The Art of Constructive Criticism

Are you a constructive critic or just critical?

Most people are very thin-skinned and easily upset when it comes to receiving criticism.

Even when criticism is constructively intended, the receiver may be sensitive and respond with feelings of anger, sadness, or guilt, especially when the criticism is delivered in a way that tends to arouse defensiveness such as sending it in the form of a "You-message." (See "I-Statements" below.)

This is because when people receive messages that start with "You," such as "You didn't do this," "You never do that," "You always do the following," it is natural for them to feel attacked and take a defensive or even a retaliative position.

Fortunately, there are several excellent methods for giving constructive criticism that are unlikely to trigger bad feelings.

Since requests go a much longer way toward achieving cooperation than snide remarks, put-downs and negative declarations, the first method of constructive criticism is to request a specific change in the future instead of pointing out something negative in the present.

Indeed, most would agree that hearing "In the future, please remember to put your dishes in the dishwasher instead of leaving them in the sink" is far preferable to "You have to stop leaving your dirty dishes in the sink!"

So, instead of saying "You left the hall light on again," try saying, "In the future, please remember to turn off the hall light." Instead of, "I wish you'd stop wasting all of our money!" say, "In future, let's discuss our spending plans."

Another technique of constructive criticism is called the "sandwich method" in which one sandwiches the meat of a criticism between two positive comments.

Hence, instead of saying "You did a lousy job writing this report," using the sandwich method one could say "You did a great job on the introduction, but the middle section and conclusion seem a little weak.
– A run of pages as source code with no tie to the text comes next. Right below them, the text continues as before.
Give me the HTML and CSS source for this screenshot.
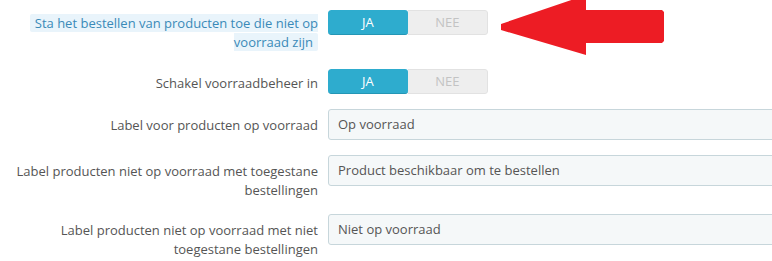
FILE: index.html
```html
<!DOCTYPE html>
<html lang="nl">
<head>
<meta charset="utf-8">
<title>Voorraad instellingen</title>
<link rel="stylesheet" href="styles.css">
</head>
<body>
<form class="form">
  <div class="row row--switch row--first">
    <label class="label"><span class="hint">Sta het bestellen van producten toe die niet op voorraad zijn</span></label>
    <div class="control">
      <div class="switch"><span class="switch__on">JA</span><span class="switch__off">NEE</span></div>
    </div>
  </div>
  <div class="row row--switch">
    <label class="label">Schakel voorraadbeheer in</label>
    <div class="control">
      <div class="switch"><span class="switch__on">JA</span><span class="switch__off">NEE</span></div>
    </div>
  </div>
  <div class="row">
    <label class="label">Label voor producten op voorraad</label>
    <div class="control control--clip"><div class="input">Op voorraad</div></div>
  </div>
  <div class="row">
    <label class="label">Label producten niet op voorraad met toegestane bestellingen</label>
    <div class="control control--clip"><div class="input">Product beschikbaar om te bestellen</div></div>
  </div>
  <div class="row">
    <label class="label">Label producten niet op voorraad met niet toegestane bestellingen</label>
    <div class="control control--clip"><div class="input">Niet op voorraad</div></div>
  </div>
</form>
<svg class="arrow" width="172" height="58" viewBox="498 -2 172 58" aria-hidden="true">
  <polygon points="501,24 586,-5 586,10 662,10 664,12 664,41 662,43 586,43 586,55 501,30" fill="#ed1c24"/>
</svg>
</body>
</html>
```
FILE: styles.css
```css
html, body {
  margin: 0;
  padding: 0;
  background: #ffffff;
  overflow: hidden;
}
body {
  font-family: "Open Sans", "DejaVu Sans", sans-serif;
  font-size: 13px;
  line-height: 1.42857;
  color: #555555;
  width: 772px;
  height: 261px;
  position: relative;
}
.form {
  padding-top: 10px;
}
.row {
  display: grid;
  grid-template-columns: 305px 1fr;
  column-gap: 10px;
  padding-left: 13px;
  margin-bottom: 15px;
}
.row--first {
  margin-bottom: 18px;
}
.label {
  text-align: right;
  padding-top: 7px;
}
.row--switch .label {
  padding-top: 4px;
}
.row--switch + .row--switch .label {
  padding-top: 5px;
}
.hint {
  background: #e9f4fb;
  color: #3a8ab8;
  padding: 0 5px;
  border-radius: 2px;
}
.control {
  min-width: 0;
}
.control--clip {
  overflow: hidden;
}
.switch {
  display: flex;
  width: 160px;
  height: 25px;
  border-radius: 3px;
  overflow: hidden;
}
.switch__on,
.switch__off {
  flex: 1;
  display: flex;
  align-items: center;
  justify-content: center;
  font-size: 13px;
}
.switch__on {
  background: #2eacce;
  color: #ffffff;
  border-bottom: 1px solid #2496b5;
  border-radius: 3px;
}
.switch__off {
  background: #eeeeee;
  color: #c3c3c3;
  border: 1px solid #e2e2e2;
  border-left: 0;
  border-radius: 0 3px 3px 0;
}
.input {
  width: calc(100% + 6px);
  height: 31px;
  box-sizing: border-box;
  background: #f5f8f9;
  border: 1px solid #c7d6db;
  border-radius: 3px;
  padding: 0 9px;
  display: flex;
  align-items: center;
  color: #555555;
}
.arrow {
  position: absolute;
  left: 498px;
  top: -2px;
}
```
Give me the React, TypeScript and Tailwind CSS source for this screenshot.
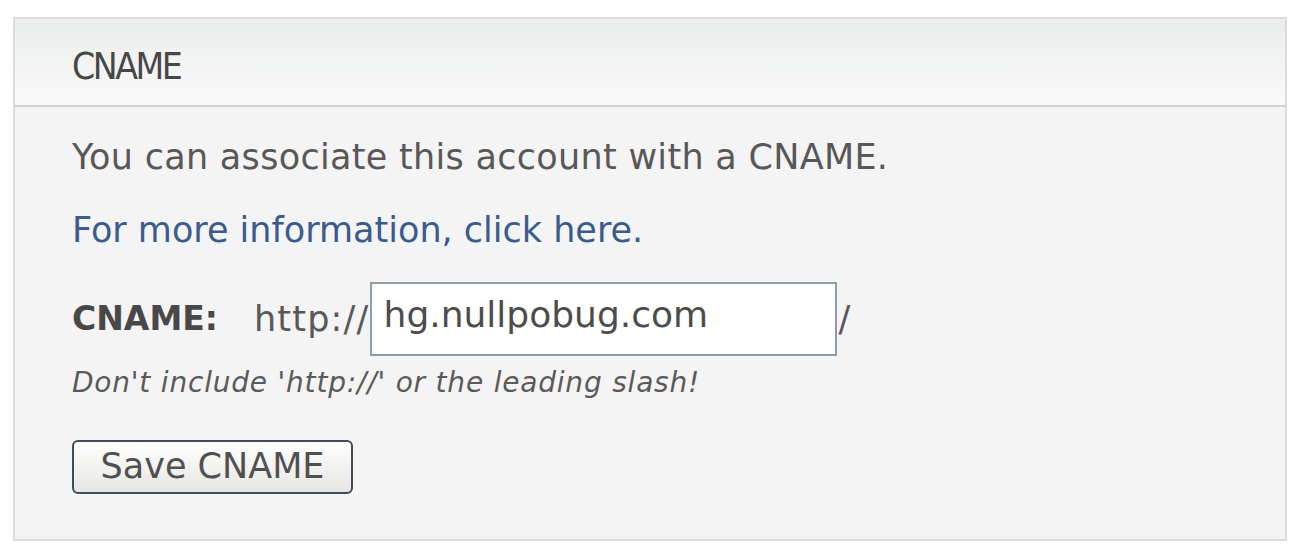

With a bit more work, I'm sure you can tighten it up into a really good report."

It's also important to keep in mind that how you say things matters as much as what you say. If you want to deliver constructive criticism skillfully it's helpful to practice using "I-statements" rather than "You-statements."
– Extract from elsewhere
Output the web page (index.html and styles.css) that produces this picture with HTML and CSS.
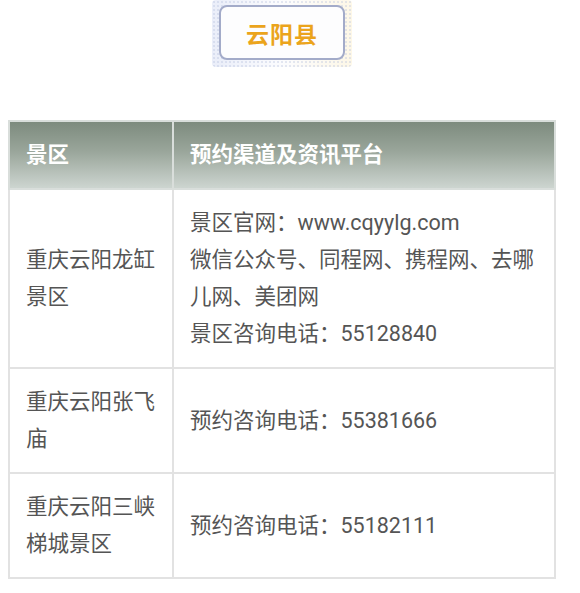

The difference between an I-statement and a You-statement is simple. Consider the following rant an aggrieved mother might vent on her teenage child:

"You never come home on time! You think that everything should run on your schedule, but the rest of the family can't always just wait around for you! Why can't you be more considerate?" Thus: "You never... You think... Why can't you..." All You-statements.

In contrast, I-statements go like this: "I get really upset when I've fixed a family dinner and you're not here on time. In the future, please try harder to get home on time, or call if you're running late."

Here's another typical example. A spouse says: "I can't believe how selfish you are! All you do is sit around expecting to be waited on and don't even help with the dishes." That's a pretty critical You-message, right? Compare it to an I-message: "I would really appreciate it if you helped me around the house more especially with the dishes."

Or, "You could call your mother more than once a month, you know" vs. "I think your mother would love to hear from you more often."

So, unless you are praising someone, You-statements are usually combative. Any complaint that starts with a "you" is often hostile and will usually be felt as destructive criticism.

To summarize:

Try the "sandwich method" as much as possible.

Practice requesting positive change in the future instead of complaining about current behavior.

Deliver your messages in the form of I-statements rather than You-statements.

Finally, keep in mind that giving criticism is a skill that, like all skills, can be mastered through learning and practice.

Remember: Think well, act well, feel well, be well!